Sara is less a child and more a moral treatise on legs. She doesn’t rage. She doesn’t rebel. She doesn’t even snap at the parade of grotesque adults who treat her like refuse. She bears it all with such supernatural poise that you begin to wonder if she’s human or just a parable cooked up in a Sunday School furnace.
“When people are insulting you, there is nothing so good for them as not to say a word — just to look at them and think. When you will not fly into a passion people know you are stronger than they are, because you are strong enough to hold in your rage, and they are not, and they say stupid things they wish they hadn't said afterward. There's nothing so strong as rage, except what makes you hold it in — that's stronger. It's a good thing not to answer your enemies.”
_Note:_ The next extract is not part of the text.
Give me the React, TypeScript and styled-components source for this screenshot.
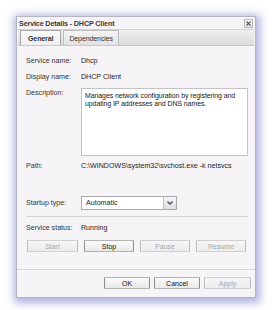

The supporting cast is functional, not layered. Miss Minchin, the school’s sour-faced tyrant, is drawn with the subtlety of a pantomime villain. Becky, the loyal scullery maid, never quite rises above the role of “cockney prop.” Even poor Ermengarde is more useful as a contrast to Sara’s perfection than as a human being in her own right. Only Sara, strangely, seems to have full inner dimensions, and even those are gilded. These aren’t people. They’re chess pieces arranged to teach moral lessons in tableau.
In style, Burnett has one mode: pathos. She lays it on like marmalade, thick and sticky, until the plot threatens to collapse under the sheer weight of its own nobility. Every scene of suffering is so decorously drawn that you half expect angels to descend and play violins. And it continues right down to the ending, which is so staggeringly saccharine that it could induce diabetic shock. The book insists on wrapping every injustice in satin and lavender, and by the final pages, you’ll be clawing for something acidic just to recalibrate your taste buds.
And the happy ending doesn't even work that well. Sara's deliverance comes in the form of a mysterious "Indian gentleman", a benefactor who arrives as a deus ex maharaja, meets Sara serendipitously, and restores her wealth at his own expense. He doesn't do it to reward her virtue, though that does facilitate matters somewhat, but for a reason completely unrelated to her behaviour. It wouldn't have mattered if Sara had acted abominably, or lost herself in depression, or taken to crime. The benefactor would have given her an inheritance just the same.
Admittedly, the novel's moral precursor for adults, Jane Eyre, also suffers from the inheritance problem. But whereas you'd be sure that Jane could take care of herself even without the inheritance, Burnett doesn't give us enough to suggest that Sara could too. Yes, like Jane, she's skilled enough to be a good governess or a teacher, but it's just as plausible that decades of regal imagination dashing against destitute reality could turn Sara into another Miss Minchin.
This is also a book deeply of its time—soaked through with colonial fantasy. India, in A Little Princess, is less a nation and more a mood board: exotic, mysterious, vaguely spiritual, and most importantly, the source of vast, unaccounted wealth. Sara’s spiritualism, peppered with vague references to karma and “the gods,” is so watered down and misrepresented it practically glows under the UV light of post-colonial criticism. As in her more famous novel, The Secret Garden, Burnett wants to use the Empire as a narrative stage prop, without engaging with its implications. It’s lazy and patronising.
But why subject a children's book to a mature, critical reading in the first place? Because, unlike other children's books, it doesn't stand on fantastical, farcical, or comical pillars. It claims to be a serious, realistic book for children, offering a mature way of living. Burnett is absolutely sincere, which is probably the only saving grace of this novel. She isn’t winking at you from behind the curtain. She believes in the power of moral imagination. She believes that decency matters, even when no one is watching. She believes in a child’s power to reject definitions imposed upon her by others. And in that sincerity, there’s something rather radical.
The Verdict:
Is The Little Princess a classic? Certainly. Is it a good book? That’s trickier. While there’s an undeniable emotional architecture holding the book up—a core of resilience that still resonates—the prescribed behaviour itself needs scrutiny. Reimagining one's situation and responding with grace are strong survival mechanisms, but the book doesn't draw the line beyond which they become denial and moral posturing.
“Somehow, something always happens just before things get to the very worst. It is as if Magic did it. If I could only just remember that always. The worse thing never quite comes.”
You don’t read this book, or read it to children, for realism. You read it because you want to believe that dignity can survive degradation. That kindness is power. That a child can stare into the abyss and still say, “I pretend things, and they are real.”
Hiding behind that belief, however, is a strong probability that the expected reward for such resilience and good behaviour may never come, and if it does, it may not be as bountiful as it was for Sara. If you're reading to children, or discussing the book with them, you might want to address this possibility.
Read Next:
In classic children's fiction, Roald Dahl's Matilda gives you a clever child with magical defiance, and L.M. Montgomery's Anne of Green Gables gives another determined, imaginative heroine creating beauty in difficult circumstances. For more Burnett, pick up The Secret Garden.
Young adults can go straight to Charlotte Brönte's Jane Eyre for a nuanced, realistic portrayal of a stoic girl navigating a world stacked against her.
In non-fiction, try Tara Westover's Educated —the story of a real girl who self-invents when her world collapses. Or Jeannette Walls's The Glass Castle, if you want to see what poverty and resilience look like without the fairytale dust.